ESMA provides detailed guidance about "concats"—identifiers for individuals such as traders and "decision-makers" composed of personal information, such as passport numbers and dates of birth. It has also provided an exhaustive list of the kinds of surname prefixes prevalent across Europe, such as "van der" or "Mac" to keep concats standard across the industry, since multiple firms will generate identifiers for the same individual.

"They went into quite a lot of detail about the concat field, which is quite complex. It's a very important field because ESMA is reliant on being able to identify the people that have touched the trade in order to prevent market abuse," says Andy Green, global head of business development at Risk Focus. "ESMA has done a good job in going right down into the detail, because ultimately the regulator lives and dies by what is populated in those identifier fields. Something as seemingly trivial as concat becomes fairly major to get correct."

We could end up with three massive pieces of regulation happening between October and January, basically within four months … [which] is unprecedented in regulatory history
Andy Green, Risk Focus

With MiFID II, ESMA has greatly expanded on its predecessor, widening its scope to more asset classes and thus including types of firms that were previously unaffected, such as those dealing in complex instruments with sophisticated strategies and processes, making it impossible for the regulator to address every possible scenario in these guidelines. In fact, the level of detail means some market participants believe this could be the last guidance from ESMA before MiFID II goes live in January 2018, Johnson says.

Full Steam Ahead

While some areas may need clarification in future, there's no time for firms to wait on this, says Simon Appleton, also a director in the Duff & Phelps team.

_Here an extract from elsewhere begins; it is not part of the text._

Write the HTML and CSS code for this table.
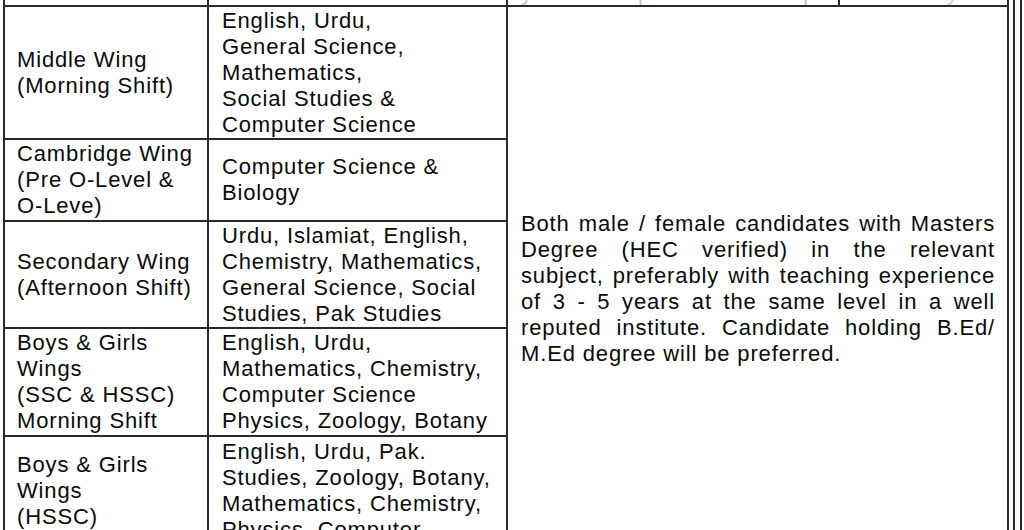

"Firms need to have changed their client take-on processes so that they can capture, for example, UK National Insurance numbers or passport numbers for different countries. Firms are running out of time if they haven't got all of this static data up and running to be able to be reported correctly in just over a year's time," Appleton says. "MiFID II is quite daunting in the sense that we are going from two asset classes—equities and credit—to five asset classes; and from 24 data fields in each transaction report to 65. And the related static data elements—around clients, counterparties, venues, short-selling flags, instrument reference data—are large components of the project. There is lots of work to be done, and some of these requirements will need big project teams. I know some of the large investment banks will have over 100 people working on this."

Green points out that MiFID II may not be the only regulation that firms have to worry about in the 14 months that remain before it takes effect. Not only has the US Securities and Exchange Commission pushed back the deadline for security-based swap data repository registration to April 2017, there are also concerns that the rewrite of the regulatory technical standards of the European Market Infrastructure Regulation (EMIR) will be delayed, he says.

"We could end up with three massive pieces of regulation happening between October and January, basically within four months," says Green. "Having to complete that amount of diverse work in such a short period of time is unprecedented in regulatory history. Especially as the UK Financial Conduct Authority, ESMA and other national competent authorities have made it crystal clear that MiFID II is an extension of MiFID I and there will be no leeway as there was with EMIR."